Sections EC 8(3) of the Income Tax Act 2007
As part of Budget 2012, the tax rules have been changed so that elections to use the herd scheme method are effectively irrevocable. This means that farmers using other valuation methods are able to elect into the herd scheme method, but once they have elected into it, they are generally unable to exit and change to another valuation method. For farmers that have elected out of the herd scheme method since 18 August 2011, their elections are ineffective.
Previously, the ability to switch methods effectively allowed farmers to time their elections in and out of the herd scheme method to maximise the tax-free herd scheme gains and the tax deductible result of exiting from the herd scheme.
Further, related changes are planned to be made in a tax bill that is expected to be introduced later this year. These changes will include an exception that allows famers to elect out of the herd-scheme method if they are changing to a fattening operation. As with the change to the election rules enacted on 29 May 2012, the application date for the exception is expected to be 18 August 2011. The application date of other related changes is generally expected to be 28 March 2012, being the date that the Minister of Finance and the Minister of Revenue issued a media statement announcing the Government's intention to tighten the livestock valuation election rules.
The term "specified livestock" refers to dairy cattle, beef cattle, sheep, deer, goats and pigs. Under the Income Tax Act 2007 there are two main methods that farmers use to value specified livestock. These methods are the herd scheme, and national standard cost.
The herd scheme method of valuation recognises that specified livestock can have characteristics of capital assets (for example, the ability to produce milk and progeny) and, for tax purposes, should be treated as a capital asset.
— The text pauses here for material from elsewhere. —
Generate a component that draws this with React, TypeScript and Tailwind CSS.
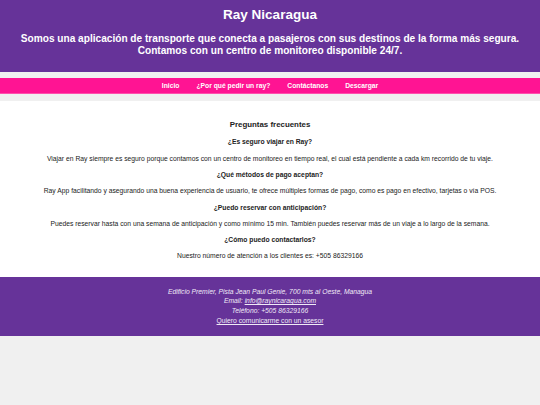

The herd scheme uses annually announced national average market values to value livestock. The effect of using this method is that gains and losses in value are treated as being of a capital nature for tax purposes and are therefore outside the tax base.
The national standard cost method treats specified livestock as trading stock that is held on revenue account. This method uses national average costs (except for livestock purchases, where actual costs are used) rather than farm-specific costs. The effect of using the national standard cost method is that gains and losses in value are treated as being of a revenue nature for tax purposes.
Farmers are able to move between these two valuation methods. The original policy intent for allowing farmers to switch between these methods was to recognise that when there is a change in the type of farming operation, it may be appropriate to change the valuation method.
However, farmers could previously time their elections in and out of the herd scheme to maximise the tax-free herd scheme gains and the tax deductible result of exiting from the herd scheme. This was not in line with the original policy intent for changing between valuation methods.
The application date is 18 August 2011. This is the date that the officials' issues paper was released for public consultation.